● What you will do:
Each line should be copied exactly.
★ ★ ★ ★ ★
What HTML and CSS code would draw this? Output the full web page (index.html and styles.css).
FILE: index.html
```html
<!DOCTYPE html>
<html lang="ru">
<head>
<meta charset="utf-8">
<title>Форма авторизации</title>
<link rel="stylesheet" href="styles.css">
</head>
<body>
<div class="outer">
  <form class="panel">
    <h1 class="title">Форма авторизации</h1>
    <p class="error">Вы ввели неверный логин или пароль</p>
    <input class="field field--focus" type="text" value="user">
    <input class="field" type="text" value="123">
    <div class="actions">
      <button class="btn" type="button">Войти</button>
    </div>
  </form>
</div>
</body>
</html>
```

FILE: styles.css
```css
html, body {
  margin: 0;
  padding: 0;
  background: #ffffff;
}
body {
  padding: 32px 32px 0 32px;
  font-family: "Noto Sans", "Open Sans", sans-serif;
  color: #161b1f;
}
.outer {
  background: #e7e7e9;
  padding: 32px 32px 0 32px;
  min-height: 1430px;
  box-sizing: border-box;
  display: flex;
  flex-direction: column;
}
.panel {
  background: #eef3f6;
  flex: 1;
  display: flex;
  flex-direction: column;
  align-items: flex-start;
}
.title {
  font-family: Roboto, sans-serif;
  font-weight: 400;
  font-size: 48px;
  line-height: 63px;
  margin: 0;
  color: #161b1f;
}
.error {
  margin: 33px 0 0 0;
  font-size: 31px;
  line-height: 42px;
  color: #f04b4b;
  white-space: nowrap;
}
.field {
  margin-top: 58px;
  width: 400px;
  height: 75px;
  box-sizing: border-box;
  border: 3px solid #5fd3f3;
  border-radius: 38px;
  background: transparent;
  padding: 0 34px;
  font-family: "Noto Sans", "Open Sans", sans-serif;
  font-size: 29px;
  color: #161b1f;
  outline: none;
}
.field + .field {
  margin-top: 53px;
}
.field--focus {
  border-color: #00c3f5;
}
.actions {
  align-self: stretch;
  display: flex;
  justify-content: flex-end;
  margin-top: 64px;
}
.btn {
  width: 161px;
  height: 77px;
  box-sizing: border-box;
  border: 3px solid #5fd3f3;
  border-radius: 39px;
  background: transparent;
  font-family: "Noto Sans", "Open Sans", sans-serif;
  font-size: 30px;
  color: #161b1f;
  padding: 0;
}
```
★ ★ ★ ★ ★
● Response for this exercise:
What HTML and CSS code would draw this? Output the full web page (index.html and styles.css).
FILE: index.html
```html
<!DOCTYPE html>
<html lang="ru">
<head>
<meta charset="utf-8">
<title>Форма авторизации</title>
<link rel="stylesheet" href="styles.css">
</head>
<body>
<div class="outer">
  <form class="panel">
    <h1 class="title">Форма авторизации</h1>
    <p class="error">Вы ввели неверный логин или пароль</p>
    <input class="field field--focus" type="text" value="user">
    <input class="field" type="text" value="123">
    <div class="actions">
      <button class="btn" type="button">Войти</button>
    </div>
  </form>
</div>
</body>
</html>
```

FILE: styles.css
```css
html, body {
  margin: 0;
  padding: 0;
  background: #ffffff;
}
body {
  padding: 32px 32px 0 32px;
  font-family: "Noto Sans", "Open Sans", sans-serif;
  color: #161b1f;
}
.outer {
  background: #e7e7e9;
  padding: 32px 32px 0 32px;
  min-height: 1430px;
  box-sizing: border-box;
  display: flex;
  flex-direction: column;
}
.panel {
  background: #eef3f6;
  flex: 1;
  display: flex;
  flex-direction: column;
  align-items: flex-start;
}
.title {
  font-family: Roboto, sans-serif;
  font-weight: 400;
  font-size: 48px;
  line-height: 63px;
  margin: 0;
  color: #161b1f;
}
.error {
  margin: 33px 0 0 0;
  font-size: 31px;
  line-height: 42px;
  color: #f04b4b;
  white-space: nowrap;
}
.field {
  margin-top: 58px;
  width: 400px;
  height: 75px;
  box-sizing: border-box;
  border: 3px solid #5fd3f3;
  border-radius: 38px;
  background: transparent;
  padding: 0 34px;
  font-family: "Noto Sans", "Open Sans", sans-serif;
  font-size: 29px;
  color: #161b1f;
  outline: none;
}
.field + .field {
  margin-top: 53px;
}
.field--focus {
  border-color: #00c3f5;
}
.actions {
  align-self: stretch;
  display: flex;
  justify-content: flex-end;
  margin-top: 64px;
}
.btn {
  width: 161px;
  height: 77px;
  box-sizing: border-box;
  border: 3px solid #5fd3f3;
  border-radius: 39px;
  background: transparent;
  font-family: "Noto Sans", "Open Sans", sans-serif;
  font-size: 30px;
  color: #161b1f;
  padding: 0;
}
```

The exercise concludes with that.